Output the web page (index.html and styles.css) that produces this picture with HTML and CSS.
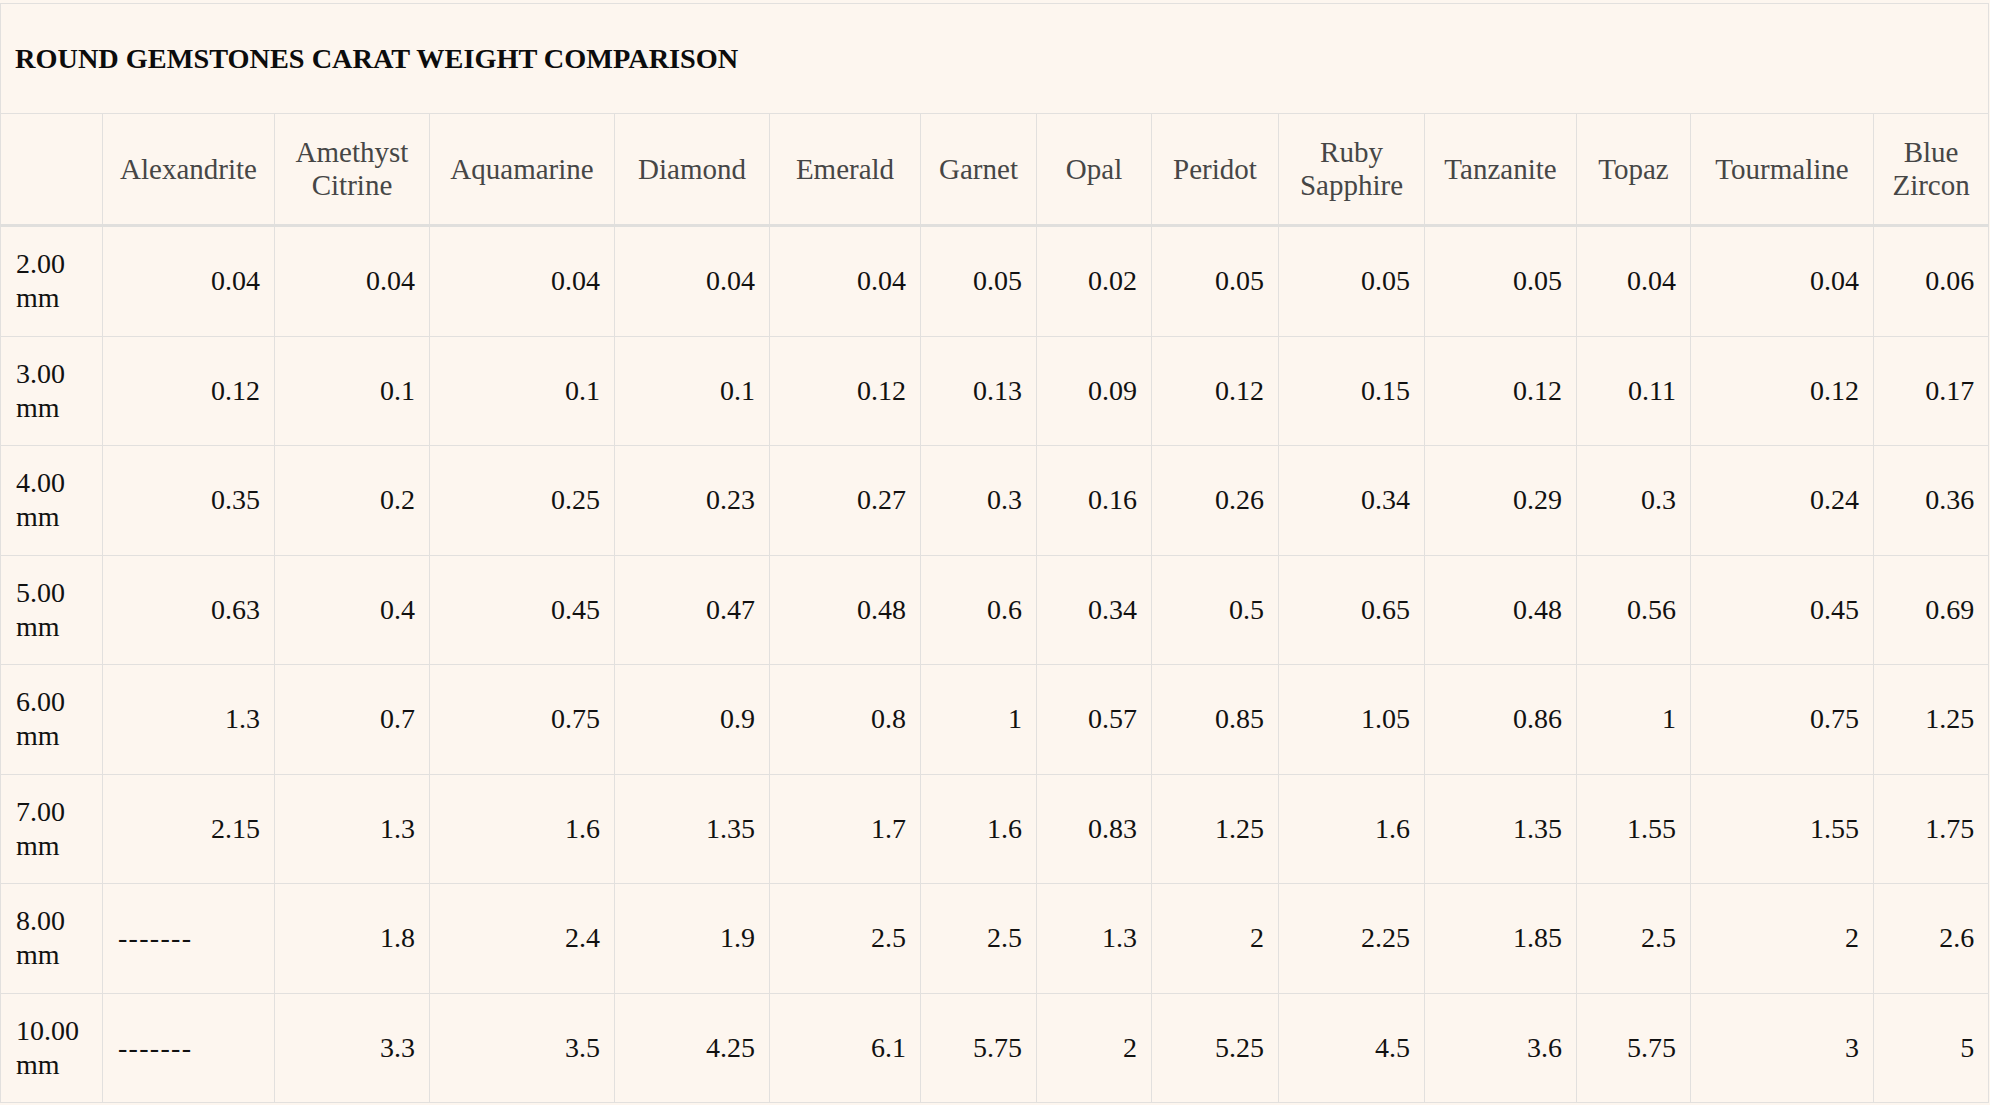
FILE: index.html
```html
<!DOCTYPE html>
<html lang="en">
<head>
<meta charset="utf-8">
<title>Round Gemstones Carat Weight Comparison</title>
<link rel="stylesheet" href="styles.css">
</head>
<body>
<table class="gems">
  <colgroup>
    <col class="c-size">
    <col class="c-alex">
    <col class="c-amet">
    <col class="c-aqua">
    <col class="c-diam">
    <col class="c-emer">
    <col class="c-garn">
    <col class="c-opal">
    <col class="c-peri">
    <col class="c-ruby">
    <col class="c-tanz">
    <col class="c-topa">
    <col class="c-tour">
    <col class="c-zirc">
  </colgroup>
  <thead>
    <tr class="title-row"><th class="title" colspan="14">ROUND GEMSTONES CARAT WEIGHT COMPARISON</th></tr>
    <tr class="head-row">
      <th></th>
      <th>Alexandrite</th>
      <th>Amethyst Citrine</th>
      <th>Aquamarine</th>
      <th>Diamond</th>
      <th>Emerald</th>
      <th>Garnet</th>
      <th>Opal</th>
      <th>Peridot</th>
      <th>Ruby Sapphire</th>
      <th>Tanzanite</th>
      <th>Topaz</th>
      <th>Tourmaline</th>
      <th>Blue Zircon</th>
    </tr>
  </thead>
  <tbody>
    <tr><td class="size">2.00 mm</td><td>0.04</td><td>0.04</td><td>0.04</td><td>0.04</td><td>0.04</td><td>0.05</td><td>0.02</td><td>0.05</td><td>0.05</td><td>0.05</td><td>0.04</td><td>0.04</td><td>0.06</td></tr>
    <tr><td class="size">3.00 mm</td><td>0.12</td><td>0.1</td><td>0.1</td><td>0.1</td><td>0.12</td><td>0.13</td><td>0.09</td><td>0.12</td><td>0.15</td><td>0.12</td><td>0.11</td><td>0.12</td><td>0.17</td></tr>
    <tr><td class="size">4.00 mm</td><td>0.35</td><td>0.2</td><td>0.25</td><td>0.23</td><td>0.27</td><td>0.3</td><td>0.16</td><td>0.26</td><td>0.34</td><td>0.29</td><td>0.3</td><td>0.24</td><td>0.36</td></tr>
    <tr><td class="size">5.00 mm</td><td>0.63</td><td>0.4</td><td>0.45</td><td>0.47</td><td>0.48</td><td>0.6</td><td>0.34</td><td>0.5</td><td>0.65</td><td>0.48</td><td>0.56</td><td>0.45</td><td>0.69</td></tr>
    <tr><td class="size">6.00 mm</td><td>1.3</td><td>0.7</td><td>0.75</td><td>0.9</td><td>0.8</td><td>1</td><td>0.57</td><td>0.85</td><td>1.05</td><td>0.86</td><td>1</td><td>0.75</td><td>1.25</td></tr>
    <tr><td class="size">7.00 mm</td><td>2.15</td><td>1.3</td><td>1.6</td><td>1.35</td><td>1.7</td><td>1.6</td><td>0.83</td><td>1.25</td><td>1.6</td><td>1.35</td><td>1.55</td><td>1.55</td><td>1.75</td></tr>
    <tr><td class="size">8.00 mm</td><td class="na">-------</td><td>1.8</td><td>2.4</td><td>1.9</td><td>2.5</td><td>2.5</td><td>1.3</td><td>2</td><td>2.25</td><td>1.85</td><td>2.5</td><td>2</td><td>2.6</td></tr>
    <tr><td class="size">10.00 mm</td><td class="na">-------</td><td>3.3</td><td>3.5</td><td>4.25</td><td>6.1</td><td>5.75</td><td>2</td><td>5.25</td><td>4.5</td><td>3.6</td><td>5.75</td><td>3</td><td>5</td></tr>
  </tbody>
</table>
</body>
</html>
```

FILE: styles.css
```css
html, body {
  margin: 0;
  padding: 0;
  background: #fdf6ef;
}

body {
  padding-top: 3px;
  font-family: "Liberation Serif", "Times New Roman", serif;
  color: #111;
}

.gems {
  width: 1989px;
  table-layout: fixed;
  border-collapse: collapse;
  background: #fdf6ef;
}

.c-size { width: 102px; }
.c-alex { width: 172px; }
.c-amet { width: 155px; }
.c-aqua { width: 185px; }
.c-diam { width: 155px; }
.c-emer { width: 151px; }
.c-garn { width: 116px; }
.c-opal { width: 115px; }
.c-peri { width: 127px; }
.c-ruby { width: 146px; }
.c-tanz { width: 152px; }
.c-topa { width: 114px; }
.c-tour { width: 183px; }
.c-zirc { width: 115px; }

.gems th,
.gems td {
  border: 1px solid #e2e0de;
  padding: 0 14px;
  vertical-align: middle;
  line-height: 34px;
}

.title {
  height: 109px;
  text-align: left;
  font-size: 28.3px;
  font-weight: bold;
  color: #0c0c0c;
  padding-left: 15px;
}

.head-row th {
  height: 110px;
  font-size: 29px;
  font-weight: normal;
  color: #464646;
  text-align: center;
  line-height: 33px;
  border-bottom: 3px solid #e0dfdd;
}

.gems td {
  height: 108.5px;
  font-size: 28px;
  text-align: right;
}

.gems td.size {
  text-align: left;
  padding-left: 15px;
}

.gems td.na {
  text-align: left;
  padding-left: 15px;
  letter-spacing: 1.3px;
}
```
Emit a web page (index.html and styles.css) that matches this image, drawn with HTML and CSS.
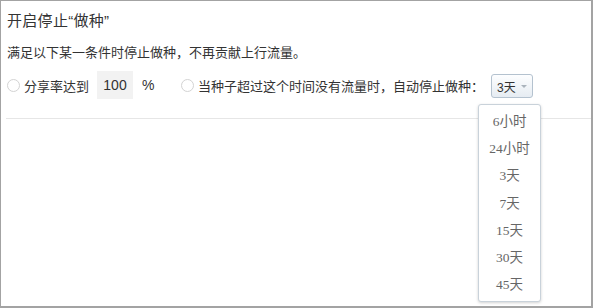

## What to work on
How many lines of the records contain the string "that"? Respond with the number alone.

## Response to the task
2